» Material provided:
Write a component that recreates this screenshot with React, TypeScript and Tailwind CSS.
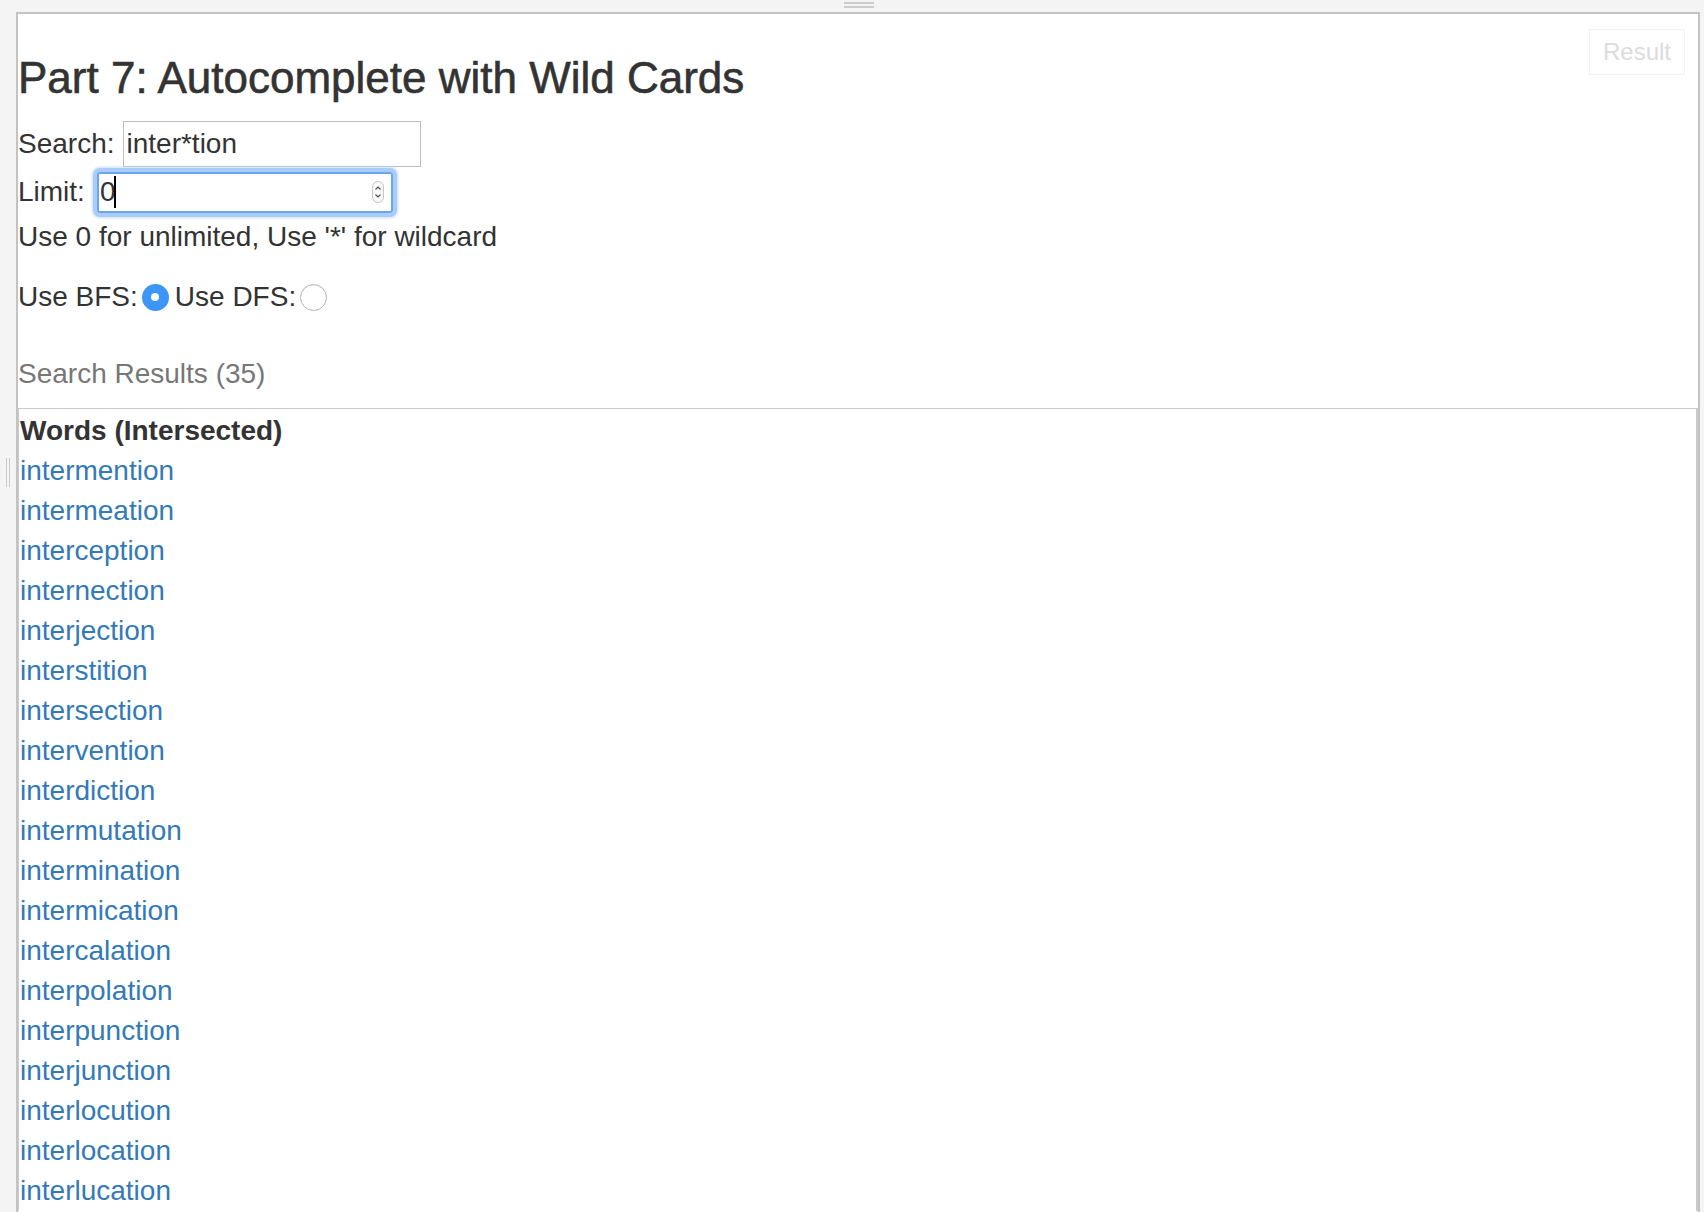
import React from 'react';

// only the rows that fit on screen; the rest of the 35 are below the fold
const words = [
  'intermention',
  'intermeation',
  'interception',
  'internection',
  'interjection',
  'interstition',
  'intersection',
  'intervention',
  'interdiction',
  'intermutation',
  'intermination',
  'intermication',
  'intercalation',
  'interpolation',
  'interpunction',
  'interjunction',
  'interlocution',
  'interlocation',
  'interlucation',
];

const Spinner: React.FC = () => (
  <svg width="12" height="22" viewBox="0 0 12 22" className="shrink-0">
    <rect x="0.5" y="0.5" width="11" height="21" rx="5.5" fill="#fafafa" stroke="#c4c4c4" />
    <path d="M3.5 8.5 L6 6 L8.5 8.5" fill="none" stroke="#4a4a4a" strokeWidth="1.1" />
    <path d="M3.5 13.5 L6 16 L8.5 13.5" fill="none" stroke="#4a4a4a" strokeWidth="1.1" />
  </svg>
);

const Radio: React.FC<{ checked?: boolean }> = ({ checked }) =>
  checked ? (
    <span className="flex h-[27px] w-[27px] shrink-0 items-center justify-center rounded-full bg-[#3b96f5]">
      <span className="h-[8px] w-[8px] rounded-full bg-white" />
    </span>
  ) : (
    <span className="h-[27px] w-[27px] shrink-0 rounded-full border border-[#b3b3b3] bg-white shadow-[inset_0_1px_1px_rgba(0,0,0,0.06)]" />
  );

export default function App() {
  return (
    <div className="relative h-[1212px] w-full overflow-hidden bg-[#f4f4f4] font-['Liberation_Sans',Arial,sans-serif]">
      {/* drag handles of the fiddle panes */}
      <div className="absolute left-[844px] top-[2px] flex w-[30px] flex-col gap-[2px]">
        <span className="h-[2px] bg-[#cdcdcd]" />
        <span className="h-[2px] bg-[#cdcdcd]" />
      </div>
      <div className="absolute left-[6px] top-[458px] flex h-[29px] gap-[2px]">
        <span className="w-[1px] bg-[#cdcdcd]" />
        <span className="w-[1px] bg-[#cdcdcd]" />
      </div>

      <div className="relative ml-[16px] mr-[4px] mt-[12px] h-[1200px] border-x-2 border-t-2 border-[#c3c3c3] bg-white text-[28px] leading-[40px] text-[#333]">
        <div className="absolute right-[13px] top-[15px] border border-[#f2f2f2] px-[13px] py-[6px] text-[24px] leading-[32px] text-[#dcdcdc]">
          Result
        </div>

        <h2 className="mt-[40px] text-[44px] leading-[48px] text-[#333] [-webkit-text-stroke:0.6px_#333]">
          Part 7: Autocomplete with Wild Cards
        </h2>

        <div className="mt-[19px] flex h-[46px] items-center">
          <span>Search:</span>
          <div className="ml-[8px] flex h-[46px] w-[298px] items-center border border-[#bdbdbd] pl-[3px]">inter*tion</div>
        </div>

        <div className="mt-[3px] flex h-[44px] items-center">
          <span>Limit:</span>
          <div className="ml-[12px] flex h-[41px] w-[296px] items-center rounded-[3px] border-2 border-[#6aa6ef] pl-[1px] pr-[7px] shadow-[0_0_0_4px_#a9cdf8,0_0_3px_5px_#c6defb]">
            <span>0</span>
            <span className="ml-[-1px] h-[32px] w-[2px] bg-black" />
            <span className="flex-1" />
            <Spinner />
          </div>
        </div>

        <div className="mt-[3px]">Use 0 for unlimited, Use '*' for wildcard</div>

        <div className="mt-[20px] flex h-[40px] items-center">
          <span>Use BFS:</span>
          <span className="ml-[4px]" />
          <Radio checked />
          <span className="ml-[6px]">Use DFS:</span>
          <span className="ml-[4px]" />
          <Radio />
        </div>

        <div className="mt-[37px] text-[#777]">Search Results (35)</div>

        <div className="mt-[14px] border-l border-r-2 border-t border-[#cacaca] pl-[1px] pt-[2px]">
          <div className="font-bold">Words (Intersected)</div>
          {words.map((w) => (
            <div key={w}>
              <a href="#" className="text-[#337ab7]">
                {w}
              </a>
            </div>
          ))}
        </div>
      </div>
    </div>
  );
}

» What to produce: Identify which lines contain the word "with" and copy each one.

» Answer for this exercise:
Write a component that recreates this screenshot with React, TypeScript and Tailwind CSS.
          Part 7: Autocomplete with Wild Cards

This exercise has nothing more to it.